The residency is especially valuable for artists whose work benefits from a slow build. If your practice needs quiet, a landscape context, and room to think without immediately showing finished work, the setup is strong.

Nearby institutions and art stops worth knowing

Even though New Windsor itself is modest in arts infrastructure, the surrounding region is rich in places to look, learn, and get inspired.

  • Storm King Art Center — the essential site in the area
  • Ann Street Gallery in Newburgh
  • Dia Beacon in Beacon
  • The Howland Cultural Center in Beacon
  • Magazzino Italian Art in Cold Spring
  • Samuel Dorsky Museum of Art in New Paltz

These places matter because New Windsor is not about density. It is about access. You can treat the area as a base for regional art travel, studio visits, and fieldwork.

Who New Windsor is best for

This part of the Hudson Valley makes the most sense if you want:

  • time and space to work
  • a landscape-rich setting
  • direct proximity to Storm King
  • a residency that values process
  • minimal pressure to present a finished outcome

It is less useful if you are looking for a packed gallery corridor, a social scene centered on nightlife, or highly equipped fabrication facilities. New Windsor is not trying to be that kind of place.

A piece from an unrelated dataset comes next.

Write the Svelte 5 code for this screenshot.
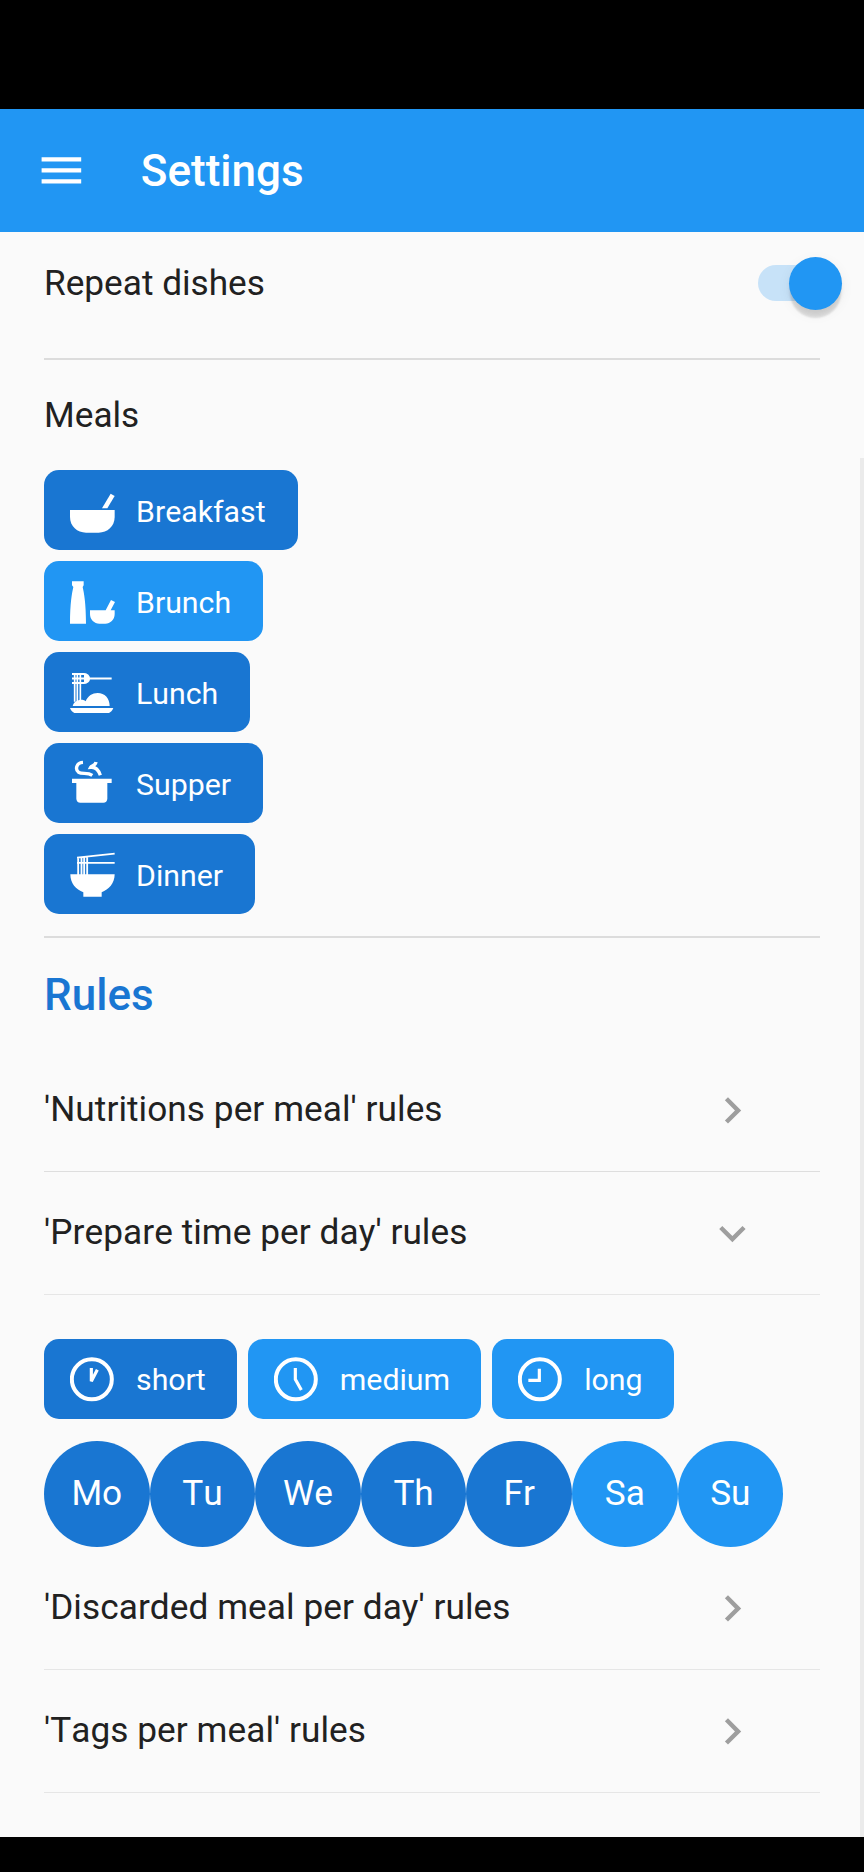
<script>
  const meals = [
    { name: 'Breakfast', icon: 'bowl', on: true },
    { name: 'Brunch', icon: 'brunch', on: false },
    { name: 'Lunch', icon: 'pasta', on: true },
    { name: 'Supper', icon: 'pot', on: true },
    { name: 'Dinner', icon: 'noodles', on: true },
  ];
  const times = [
    { name: 'short', icon: 'M64 36V76L82 41', on: true },
    { name: 'medium', icon: 'M64 36V70L82 102', on: false },
    { name: 'long', icon: 'M64 38V73H31', on: false },
  ];
  const days = ['Mo', 'Tu', 'We', 'Th', 'Fr', 'Sa', 'Su'];
</script>

{#snippet rule(label, open)}
  <div class="rule" class:soft={!label.startsWith("'N")}>
    <span>{label}</span>
    <svg class="chev" viewBox="0 0 24 24">
      {#if open}
        <path d="M16.59 8.59L12 13.17 7.41 8.59 6 10l6 6 6-6z" />
      {:else}
        <path d="M10 6L8.59 7.41 13.17 12l-4.58 4.59L10 18l6-6z" />
      {/if}
    </svg>
  </div>
{/snippet}

<div class="screen">
  <div class="status"></div>
  <header>
    <svg class="menu" viewBox="0 0 24 24"><path d="M3 18h18v-2H3v2zm0-5h18v-2H3v2zm0-7v2h18V6H3z" /></svg>
    <h1>Settings</h1>
  </header>

  <main>
    <div class="repeat">
      <span>Repeat dishes</span>
      <div class="switch"><div class="thumb"></div></div>
    </div>

    <section class="meals">
      <div class="label">Meals</div>
      <div class="stack">
        {#each meals as m}
          <div class="chip" class:on={m.on}>
            <svg viewBox="0 0 138 138">
              {#if m.icon === 'bowl'}
                <path d="M0 69H134V90C134 118 112 137 86 137H48C22 137 0 118 0 90Z" />
                <path d="M96 64L122 20L134 27L112 64Z" />
              {:else if m.icon === 'brunch'}
                <path d="M6 10H41V22L38 27C42 45 48 75 48 137H0C0 75 6 45 10 27L6 22Z" />
                <path d="M60 97H107L123 66L135 72L122 97H134V108C134 125 121 137 106 137H88C73 137 60 125 60 108Z" />
              {:else if m.icon === 'pasta'}
                <path class="line" stroke-width="6" d="M6 15H42C62 15 62 42 42 42H6M6 28.500H125" />
                <path d="M42 14H48L58 24V34L48 43H42Z" />
                <path class="line" stroke-width="5" d="M14 12V98M22 12V98M31 12V98" />
                <path d="M8 111C12 98 20 94 32 92C40 92 46 94 47 97C54 80 67 72 83 72C104 72 119 88 119 111Z" />
                <path d="M0 117H130C128 124 123 129 117 132H13C7 129 2 124 0 117Z" />
              {:else if m.icon === 'pot'}
                <path d="M6 56H125V69H112V116C112 123 107 128 100 128H31C24 128 19 123 19 116V69H6Z" />
                <path class="line" stroke-width="10" d="M39 7C18 8 15 29 26 37C36 44 52 36 67 46" />
                <path class="line" stroke-width="10" d="M78 6C76 18 65 16 62 22C78 20 87 34 91 46" />
              {:else}
                <path d="M1 70H134C134 98 116 116 95 124V137H40V124C18 116 1 98 1 70Z" />
                <path class="line" stroke-width="5.500" d="M21 20L134 8M21 35.500H134M24.500 18V72M34.500 18V72M42.500 18V72M51.500 16V72" />
              {/if}
            </svg>
            <span>{m.name}</span>
          </div>
        {/each}
      </div>
    </section>

    <h2>Rules</h2>
    {@render rule("'Nutritions per meal' rules", false)}
    {@render rule("'Prepare time per day' rules", true)}

    <div class="times">
      {#each times as t}
        <div class="chip" class:on={t.on}>
          <svg viewBox="0 0 138 138">
            <circle class="line" cx="65.500" cy="70" r="60" stroke-width="12" />
            <path class="line" stroke-width="9.500" d={t.icon} />
          </svg>
          <span>{t.name}</span>
        </div>
      {/each}
    </div>
    <div class="days">
      {#each days as d, i}
        <div class="day" class:on={i < 5}>{d}</div>
      {/each}
    </div>

    {@render rule("'Discarded meal per day' rules", false)}
    {@render rule("'Tags per meal' rules", false)}
    <div class="scrollbar"></div>
  </main>
  <div class="nav"></div>
</div>

<style>
  :global(body) { margin: 0; background: #000; }
  .screen {
    width: 864px; height: 1872px; display: flex; flex-direction: column; overflow: hidden;
    font-family: Roboto, sans-serif; font-size: 35.2px; font-kerning: none; color: #212121; background: #000;
  }
  .screen * { box-sizing: border-box; }
  svg { flex: none; display: block; fill: #fff; }
  .line { fill: none; stroke: #fff; }
  .status { height: 109px; flex: none; }
  header {
    height: 123px; flex: none; background: #2196f3; color: #fff;
    display: flex; align-items: center; padding-left: 35px;
  }
  .menu { width: 52.8px; height: 52.8px; }
  h1 { margin: 0 0 0 53px; font-size: 44px; font-weight: 500; line-height: 52px; padding-top: 1px; }
  main { position: relative; height: 1605px; flex: none; background: #fafafa; padding: 0 44px; }
  .repeat {
    height: 128px; border-bottom: 2px solid #dcdcdc; display: flex; justify-content: space-between;
    align-items: flex-start; padding-top: 33px; line-height: 36px;
  }
  .switch {
    width: 84px; height: 36px; margin-right: -22px; border-radius: 18px;
    background: linear-gradient(#c7e2f8, #c7e2f8) left / 60px 36px no-repeat;
  }
  .thumb {
    width: 53px; height: 53px; margin: -8px 0 0 31px; border-radius: 50%; background: #2196f3;
    box-shadow: 0 9px 2px -1px rgba(0,0,0,.11), 0 5px 4px rgba(0,0,0,.05), 0 4px 14px rgba(0,0,0,.06);
  }
  .meals { height: 578px; border-bottom: 2px solid #dcdcdc; }
  .label { height: 110px; line-height: 110px; }
  .stack { display: flex; flex-direction: column; align-items: flex-start; gap: 11px; }
  .chip {
    height: 80px; display: flex; align-items: center; gap: 20px; padding: 0 32px 0 26px;
    border-radius: 15px; background: #2196f3; color: #fff; font-size: 30.3px;
    line-height: 36px;
  }
  .chip svg { width: 46px; height: 46px; }
  .chip span { padding-top: 3px; }
  .on { background: #1976d2; }
  h2 { margin: 0; height: 111px; line-height: 114px; font-size: 44px; font-weight: 500; color: #1976d2; }
  .rule {
    height: 123px; border-bottom: 1px solid #dedede; display: flex; justify-content: space-between;
    align-items: center; padding-right: 61.500px;
  }
  .rule span { margin-top: -2px; letter-spacing: .06px; }
  .soft { border-color: #e6e6e6; }
  .chev { width: 52.8px; height: 52.8px; fill: #9e9e9e; }
  .times { display: flex; gap: 11px; padding-top: 44px; }
  .times .chip { padding-right: 31px; }
  .times .chip span { padding-top: 1px; }
  .days { display: flex; padding-top: 22px; }
  .day {
    width: 105.6px; height: 106px; border-radius: 50%; background: #2196f3; color: #fff;
    display: flex; align-items: center; justify-content: center; padding-bottom: 2px;
  }
  .day.on { background: #1976d2; }
  .scrollbar { position: absolute; right: 0; top: 226px; bottom: 0; width: 4px; background: #ebebeb; }
</style>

For many artists, that is exactly why it works.

Bottom line

If you are looking at artist residencies in New Windsor, start with Shandaken: Storm King. It is the clearest, strongest option in the area and one of the most compelling process-focused residencies in the Hudson Valley.

The draw is simple: free housing, a private studio, an extraordinary landscape, and enough institutional context to keep your work connected without crowding it. For artists who need room to experiment, reflect, and make decisions slowly, that combination is rare.

If New Windsor is on your radar, think of it less as a destination for art commerce and more as a place for deep work. That shift in expectation makes all the difference.